Beginning with the second half against the Chargers and continuing through a win at Oakland in 2014, Manning would rack up a 112.0 quarterback rating while completing 68.3 percent of his passes for 11,240 yards and 107 touchdowns with just 24 interceptions in 35 regular-season games.

It was the NFL's all-time leader in yardage and touchdown passes at his apex, and it was brilliance Broncos fans were privileged to witness week in and week out.

But that Monday night in San Diego, it wasn't just Manning blistering the Chargers with a virtually flawless second half -- 13-of-14 passing for 167 yards and three touchdowns. It was the defense building off the momentum Manning and the offense established starting with an eight-play, 85-yard sprint to a Manning-to-Demaryius Thomas touchdown pass that opened the second half.

The Chargers quickly drove into field-goal range, but on third-and-8 from the Denver 33, Elvis Dumervil sacked Philip Rivers, jarring the football loose. Tony Carter picked it up and sprinted 65 yards for the touchdown, and the comeback was on.

A Derek Wolfe sack of Rivers ended San Diego's next drive. A Tony Carter interception ended the one that followed. A Chris Harris Jr. interception stifled the Chargers' subsequent drive. Meanwhile, Manning dissected San Diego's defense, and with 9:09 left in regulation, he dropped a perfectly-placed pass to Brandon Stokley on a fade route to put the Broncos in front to stay.
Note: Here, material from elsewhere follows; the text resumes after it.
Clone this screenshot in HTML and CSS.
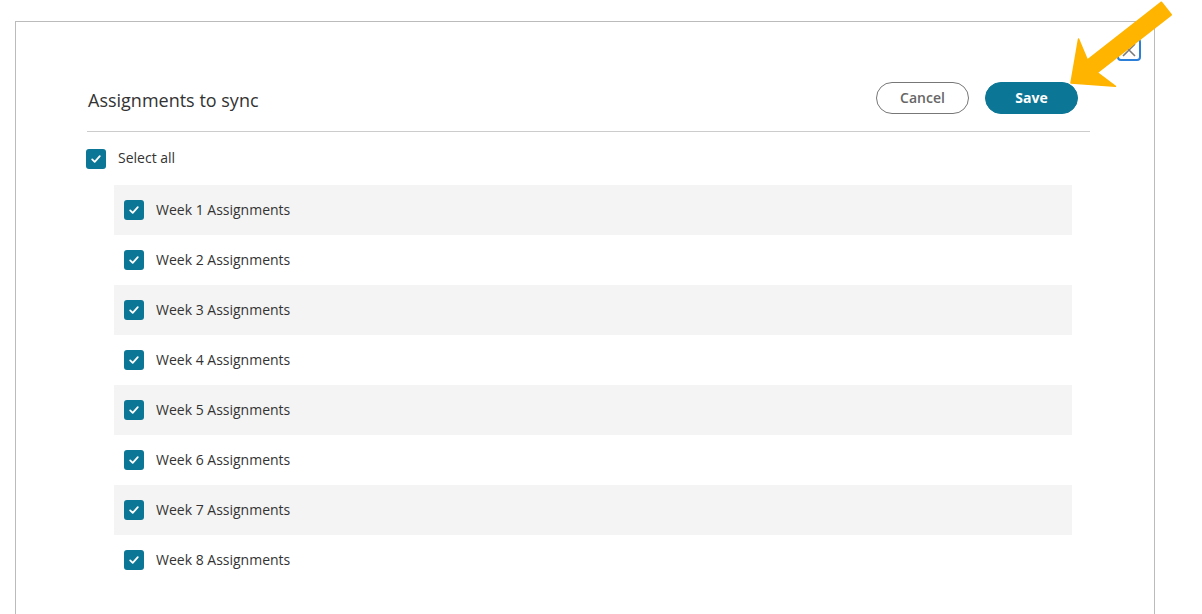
FILE: index.html
```html
<!DOCTYPE html>
<html lang="en">
<head>
<meta charset="utf-8">
<title>Assignments to sync</title>
<link rel="stylesheet" href="styles.css">
</head>
<body>
<div class="modal">
  <button class="close" aria-label="Close">
    <svg width="16" height="16" viewBox="0 0 16 16"><path d="M2 2 L14 14 M14 2 L2 14" stroke="#7a7a7a" stroke-width="1.6" fill="none"/></svg>
  </button>
  <div class="header">
    <h2 class="title">Assignments to sync</h2>
    <div class="actions">
      <button class="btn btn-cancel">Cancel</button>
      <button class="btn btn-save">Save</button>
    </div>
  </div>
  <label class="select-all">
    <span class="cb"><svg width="20" height="20" viewBox="0 0 20 20"><path d="M6.2 10.4 L8.7 12.9 L13.8 7.2" stroke="#fff" stroke-width="1.8" fill="none" stroke-linecap="round" stroke-linejoin="round"/></svg></span>
    <span class="label">Select all</span>
  </label>
  <ul class="list">
    <li class="row"><span class="cb"><svg width="20" height="20" viewBox="0 0 20 20"><path d="M6.2 10.4 L8.7 12.9 L13.8 7.2" stroke="#fff" stroke-width="1.8" fill="none" stroke-linecap="round" stroke-linejoin="round"/></svg></span><span class="label">Week 1 Assignments</span></li>
    <li class="row"><span class="cb"><svg width="20" height="20" viewBox="0 0 20 20"><path d="M6.2 10.4 L8.7 12.9 L13.8 7.2" stroke="#fff" stroke-width="1.8" fill="none" stroke-linecap="round" stroke-linejoin="round"/></svg></span><span class="label">Week 2 Assignments</span></li>
    <li class="row"><span class="cb"><svg width="20" height="20" viewBox="0 0 20 20"><path d="M6.2 10.4 L8.7 12.9 L13.8 7.2" stroke="#fff" stroke-width="1.8" fill="none" stroke-linecap="round" stroke-linejoin="round"/></svg></span><span class="label">Week 3 Assignments</span></li>
    <li class="row"><span class="cb"><svg width="20" height="20" viewBox="0 0 20 20"><path d="M6.2 10.4 L8.7 12.9 L13.8 7.2" stroke="#fff" stroke-width="1.8" fill="none" stroke-linecap="round" stroke-linejoin="round"/></svg></span><span class="label">Week 4 Assignments</span></li>
    <li class="row"><span class="cb"><svg width="20" height="20" viewBox="0 0 20 20"><path d="M6.2 10.4 L8.7 12.9 L13.8 7.2" stroke="#fff" stroke-width="1.8" fill="none" stroke-linecap="round" stroke-linejoin="round"/></svg></span><span class="label">Week 5 Assignments</span></li>
    <li class="row"><span class="cb"><svg width="20" height="20" viewBox="0 0 20 20"><path d="M6.2 10.4 L8.7 12.9 L13.8 7.2" stroke="#fff" stroke-width="1.8" fill="none" stroke-linecap="round" stroke-linejoin="round"/></svg></span><span class="label">Week 6 Assignments</span></li>
    <li class="row"><span class="cb"><svg width="20" height="20" viewBox="0 0 20 20"><path d="M6.2 10.4 L8.7 12.9 L13.8 7.2" stroke="#fff" stroke-width="1.8" fill="none" stroke-linecap="round" stroke-linejoin="round"/></svg></span><span class="label">Week 7 Assignments</span></li>
    <li class="row"><span class="cb"><svg width="20" height="20" viewBox="0 0 20 20"><path d="M6.2 10.4 L8.7 12.9 L13.8 7.2" stroke="#fff" stroke-width="1.8" fill="none" stroke-linecap="round" stroke-linejoin="round"/></svg></span><span class="label">Week 8 Assignments</span></li>
  </ul>
</div>
<svg class="pointer-arrow" width="1202" height="614" viewBox="0 0 1202 614">
  <g transform="translate(1071 83) rotate(-38)">
    <polygon points="0,0 33,-30 27,-8 121,-8 121,8 27,8 33,30" fill="#FFB400" stroke="#FFB400" stroke-width="1.5" stroke-linejoin="round"/>
  </g>
</svg>
</body>
</html>
```

FILE: styles.css
```css
* { box-sizing: border-box; }
html, body { margin: 0; padding: 0; background: #fff; overflow: hidden; }
body {
  font-family: "Open Sans", "Noto Sans", sans-serif;
  color: #333;
  width: 1202px;
  height: 614px;
}
.modal {
  position: relative;
  margin: 21px 47px 0 15px;
  border: 1px solid #bbb;
  border-bottom: none;
  padding: 60px 64px 0 71px;
  height: 640px;
}
.close {
  position: absolute;
  top: 16px;
  right: 13px;
  width: 24px;
  height: 23px;
  border: 2px solid #2b7fd9;
  border-radius: 4px;
  background: #fff;
  padding: 0;
  display: flex;
  align-items: center;
  justify-content: center;
}
.header {
  display: flex;
  align-items: center;
  justify-content: space-between;
  height: 50px;
  padding-bottom: 17px;
  border-bottom: 1px solid #ccc;
}
.title {
  margin: 0 0 0 1px;
  font-size: 18px;
  font-weight: 400;
  color: #333;
  position: relative;
  top: 2px;
}
.actions {
  display: flex;
  gap: 16px;
  margin-right: 12px;
}
.btn {
  width: 93px;
  height: 32px;
  border-radius: 16px;
  font-family: "Open Sans", sans-serif;
  font-size: 14px;
  font-weight: 600;
  padding: 0 0 2px;
}
.btn-cancel {
  background: #fff;
  border: 1px solid #777;
  color: #666;
}
.btn-save {
  background: #0b7695;
  border: 1px solid #0b7695;
  color: #fff;
  font-weight: 700;
}
.cb {
  width: 20px;
  height: 20px;
  border-radius: 3px;
  background: #0b7695;
  display: inline-flex;
  flex: none;
}
.label {
  font-size: 14px;
  color: #333;
  position: relative;
  top: -1px;
}
.select-all {
  display: flex;
  align-items: center;
  gap: 12px;
  height: 53px;
  margin-left: -1px;
}
.list {
  list-style: none;
  margin: 0 18px 0 27px;
  padding: 0;
}
.row {
  display: flex;
  align-items: center;
  gap: 12px;
  height: 50px;
  padding-left: 10px;
}
.row:nth-child(odd) { background: #f4f4f4; }
.pointer-arrow {
  position: absolute;
  left: 0;
  top: 0;
  pointer-events: none;
}
```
Finally, Harris ended it with a 46-yard pick-six off Rivers, completing a 35-point rampage through the befuddled Chargers. Seven of Rivers' final 24 pass plays would end in either a sack or an interception.

That the Broncos came back shouldn't have been a surprise. In the three games they'd lost early in 2012, they'd nearly rallied from three scores down in the second half each time -- and all of those near-rallies came against teams that were among the five best in the regular season that year.

But in Qualcomm Stadium, they finished the job. They wouldn't lose again for nearly three months. The win started a three-and-a-half-year run in which the Broncos went 53-14 -- an average of 13 wins per 16 games -- and won two AFC championships and a Super Bowl.

This isn't just the best comeback in Broncos history. It's one of the key turning points for the club, as well.